The Bussard Ramscoop concept, Ram Augmented Interstellar Rocket ships and other Magnetic Scoop devices

RAIR ship in flight
Image from Lilly Harper
This Ram Augmented Interstellar Rocket (RAIR) ship collects interstellar hydrogen to use as propellant but carries its own fuel separately.

The original concept

The Bussard Ramscoop, or Ramjet, was proposed in 9 BT by the fusion pioneer Robert W Bussard as a method of collecting hydrogen from the interstellar medium and fusing it to provide thrust; he suggested that this process would eliminate the need for fuel on board the craft and be self-sustaining, allowing for practically continuous acceleration. Bussard recognised that the interstellar medium was very thin, so his projected craft would not be able to collect enough hydrogen at low speeds; it was suggested that the ramscoop would need to exceed 6% of lightspeed to provide acceleration, and that a magnetic scoop would be required, to save mass.

Because interstellar dust and hydrogen is not strongly charged, a powerful forward pointing laser is necessary to ionise the material and allow it to be collected by the scoops.

Use in braking

Later work showed that the drag experienced by a ship with a magnetic scoop thousands of kilometres wide would be so great that no acceleration would be possible. This inspired the magnetic parachute braking system, used by high-speed craft in the outer solar system from 210 A.T. onwards, and incorporated into most of the pioneering interstellar ships in one form or another.

Collecting the interstellar medium, slowing it down and using the kinetic energy collected to power the magnetic ramscoop caused so much deceleration that interstellar probes and spacecraft were able to save a great deal of fuel in the deceleration phase; this translated to a much greater saving in the fuel required for acceleration, and made interstellar craft of all designs much lighter. Many interstellar craft used the collected hydrogen and dust as mass for further deceleration, once the craft was no longer travelling at speeds sufficient to cause deceleration by friction. Other designs filled the magnetic parachute field with collected dust, and used it as a magsail for braking against the local stellar proton wind.
Ramscoop
Image from Steve Bowers
In certain designs the interstellar medium can be used as fuel, often in a reaction with on-board fuel supplies, antimatter or monopoles

Ram Assisted Interplanetary (or Interstellar) Rockets (RAIR)

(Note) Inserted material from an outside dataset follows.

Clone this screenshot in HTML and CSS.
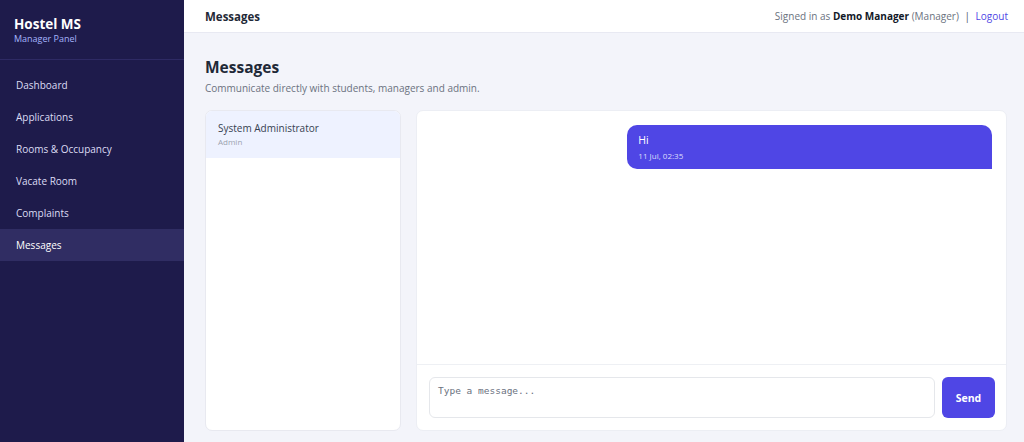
FILE: index.html
```html
<!DOCTYPE html>
<html lang="en">
    <head>
        <meta name="viewport" content="width=device-width, initial-scale=1">
        <link rel="stylesheet" href="styles.css">
        <title>Messages - Hostel MS</title>
    </head>
    <body>
        <aside class="sidebar">
            <div class="brand">
                <div class="brand-name">Hostel MS</div>
                <div class="brand-sub">Manager Panel</div>
            </div>
            <nav class="nav">
                <a href="#">Dashboard</a>
                <a href="#">Applications</a>
                <a href="#">Rooms &amp; Occupancy</a>
                <a href="#">Vacate Room</a>
                <a href="#">Complaints</a>
                <a href="#" class="active">Messages</a>
            </nav>
        </aside>
        <div class="main">
            <header class="topbar">
                <div class="topbar-title">Messages</div>
                <div class="topbar-user">
                    Signed in as <b>Demo Manager</b> (Manager) <span class="sep">|</span> <a href="#">Logout</a>
                </div>
            </header>
            <section class="content">
                <h1>Messages</h1>
                <p class="lead">Communicate directly with students, managers and admin.</p>
                <div class="chat">
                    <div class="contacts">
                        <div class="contact selected">
                            <div class="contact-name">System Administrator</div>
                            <div class="contact-role">Admin</div>
                        </div>
                    </div>
                    <div class="thread">
                        <div class="messages">
                            <div class="bubble mine">
                                <div class="bubble-text">Hi</div>
                                <div class="bubble-time">11 Jul, 02:35</div>
                            </div>
                        </div>
                        <form class="composer">
                            <textarea placeholder="Type a message..."></textarea>
                            <button type="submit">Send</button>
                        </form>
                    </div>
                </div>
            </section>
        </div>
    </body>
</html>
```

FILE: styles.css
```css
* {
    box-sizing: border-box;
}

body {
    margin: 0;
    display: flex;
    height: 442px;
    overflow: hidden;
    font-family: "Open Sans", "Noto Sans", Arial, sans-serif;
    font-size: 10px;
    color: #1f2937;
    background: #f3f4fa;
}

.sidebar {
    width: 184px;
    flex-shrink: 0;
    background: #1e1b4b;
    color: #fff;
}

.brand {
    padding: 15px 14px 14px;
    border-bottom: 1px solid #2e2a64;
}

.brand-name {
    font-size: 13.5px;
    font-weight: 700;
    line-height: 18px;
}

.brand-sub {
    font-size: 9px;
    color: #a5b4fc;
    line-height: 12px;
}

.nav {
    padding-top: 9px;
}

.nav a {
    display: block;
    padding: 0 16px;
    height: 32px;
    line-height: 32px;
    color: #dcdcf4;
    text-decoration: none;
    font-size: 10px;
}

.nav a.active {
    background: #302d63;
    color: #fff;
}

.main {
    flex: 1;
    display: flex;
    flex-direction: column;
    min-width: 0;
}

.topbar {
    height: 33px;
    background: #fff;
    border-bottom: 1px solid #e8e9f2;
    display: flex;
    align-items: center;
    justify-content: space-between;
    padding: 0 16px 0 21px;
}

.topbar-title {
    font-weight: 700;
    font-size: 11.5px;
    color: #1f2937;
}

.topbar-user {
    font-size: 10px;
    color: #6b7280;
}

.topbar-user b {
    color: #111827;
}

.topbar-user .sep {
    margin: 0 3px;
    color: #4b5563;
}

.topbar-user a {
    color: #4f46e5;
    text-decoration: none;
}

.content {
    flex: 1;
    padding: 23px 17px 11px 21px;
    display: flex;
    flex-direction: column;
    min-height: 0;
}

h1 {
    margin: 0;
    font-size: 15.5px;
    line-height: 22px;
    font-weight: 700;
    color: #1f2937;
}

.lead {
    margin: 3px 0 15px;
    font-size: 10px;
    color: #6b7280;
}

.chat {
    flex: 1;
    display: flex;
    gap: 15px;
    min-height: 0;
}

.contacts {
    width: 196px;
    background: #fff;
    border: 1px solid #e8e9f0;
    border-radius: 7px;
    overflow: hidden;
}

.contact {
    height: 47px;
    padding: 10px 12px;
}

.contact.selected {
    background: #eef2ff;
}

.contact-name {
    font-size: 10px;
    color: #374151;
    line-height: 14px;
}

.contact-role {
    font-size: 8px;
    color: #9ca3af;
    line-height: 14px;
}

.thread {
    flex: 1;
    background: #fff;
    border: 1px solid #eceef4;
    border-radius: 7px;
    display: flex;
    flex-direction: column;
}

.messages {
    flex: 1;
    padding: 14px 14px;
    display: flex;
    flex-direction: column;
    align-items: flex-end;
}

.bubble {
    width: 65%;
    background: #4f46e5;
    color: #fff;
    border-radius: 10px 10px 0 10px;
    padding: 8px 11px 7px;
}

.bubble-text {
    font-size: 10.5px;
    line-height: 15px;
}

.bubble-time {
    margin-top: 2px;
    font-size: 8px;
    color: #dcdcfb;
    line-height: 12px;
}

.composer {
    border-top: 1px solid #eef0f4;
    padding: 12px 11px 12px 12px;
    display: flex;
    gap: 7px;
}

.composer textarea {
    flex: 1;
    height: 41px;
    border: 1px solid #e5e7eb;
    border-radius: 6px;
    padding: 7px 8px;
    resize: none;
    font-family: "DejaVu Sans Mono", "Liberation Mono", monospace;
    font-size: 9.5px;
    outline: 0;
}

.composer textarea::placeholder {
    color: #6b7280;
}

.composer button {
    width: 53px;
    height: 41px;
    border: 0;
    border-radius: 6px;
    background: #4f46e5;
    color: #fff;
    font-family: inherit;
    font-weight: 700;
    font-size: 10.5px;
    cursor: pointer;
}
```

The ideal of obtaining free fuel from space was not abandoned, however; in the later interplanetary age the outer Solar system was filled with RAIR ships, Ram Assisted Interplanetary (or interstellar) Rockets; this was conceived as an interstellar design but works most efficiently in the dusty zodiacal clouds of a solar system. The RAIR ship has large fuel reserves; the fuels utilised in the Interplanetary age included deuterium and Helium3, sometimes tritium. Interplanetary (or interstellar) dust and hydrogen collected by the relatively small ramscoop is used as inert propellant mass, while conserving as much of the kinetic energy of the medium as possible to avoid braking effects.

Several late interplanetary age and early Federation age exploration ships used a Seeded Ramscoop system; pellets of frozen hydrogen and other catalytic elements were sprayed into the path of RAIR ships on interstellar paths; these pellets were launched by mass driver catapult along the expected path of the manned ship; insulated inside lightweight hulls, they were vaporised remotely only when the forward laser beam of the oncoming craft was detected. Some designs rely on catapulted fuel captured from behind; this resembles Beamrider technology in some ways, in that the fuel transfers momentum to the ship when in acceleration mode.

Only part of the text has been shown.